Opinion

The blight that Bennett brought

It will take a long time to repair the damage that the machinations used to ensconce the current coalition have wrought.

Israeli Prime Minister Naftali Bennett leads a cabinet meeting at the Prime Minister's Office in Jerusalem on Nov. 14, 2021. Photo by Marc Israel Sellem/POOL.
Israeli Prime Minister Naftali Bennett leads a cabinet meeting at the Prime Minister's Office in Jerusalem on Nov. 14, 2021. Photo by Marc Israel Sellem/POOL.
Martin Sherman
Martin Sherman
Martin Sherman spent seven years in operational capacities in the Israeli defense establishment. He is the founder of the Israel Institute for Strategic Studies (IISS), a member of the Habithonistim-Israel Defense & Security Forum (IDSF) research team, and a participant in the Israel Victory Project.

“Whoever commits a fraud is guilty not only of the injury to him who he deceives, but of the diminution of that confidence which constitutes … the existence of society.”—Samuel Johnson, renowned English poet, playwright, essayist, (1709-1784).

“Bennett knows that if he goes to a military conflict, the coalition will fall apart because Meretz and Ra’am won’t agree to it. The presence of Meretz and Ra’am limits the sharpness of any military decision …The moment the government makes a decision about something military, there will be a danger to the coalition.”—Meretz MK Ghaida Rinawie-Zoabi, cited in The Jerusalem Post, Aug. 8, 2021.

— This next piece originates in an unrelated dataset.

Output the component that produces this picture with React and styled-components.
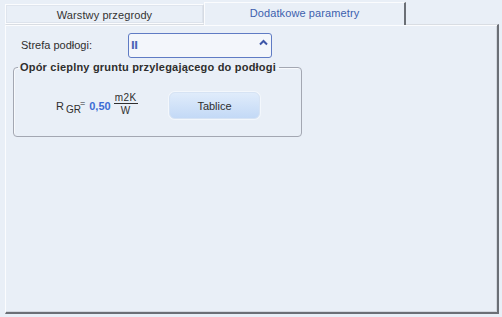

The political process taking place in Israel is eerily similar to what took place in Lebanon following the foundation of Hezbollah.—Mordechai Kedar, “The Lebanonization of Israel,” March 31, 2021.

Earlier this year, prominent Mideast scholar Mordechai Kedar penned two versions (here and here) of an incisive and insightful, but deeply disturbing article.

In it, he warned that the petty, vindictive personal and partisan agendas of Israeli politicians have brought the Jewish state to the brink of disaster. He writes: “The political struggle in Israel has reached a deadlock because the actors are focused not on issues and ideology but on personal, sectorial, factional and party-based considerations. National interests have been relegated to the margins of political discourse.”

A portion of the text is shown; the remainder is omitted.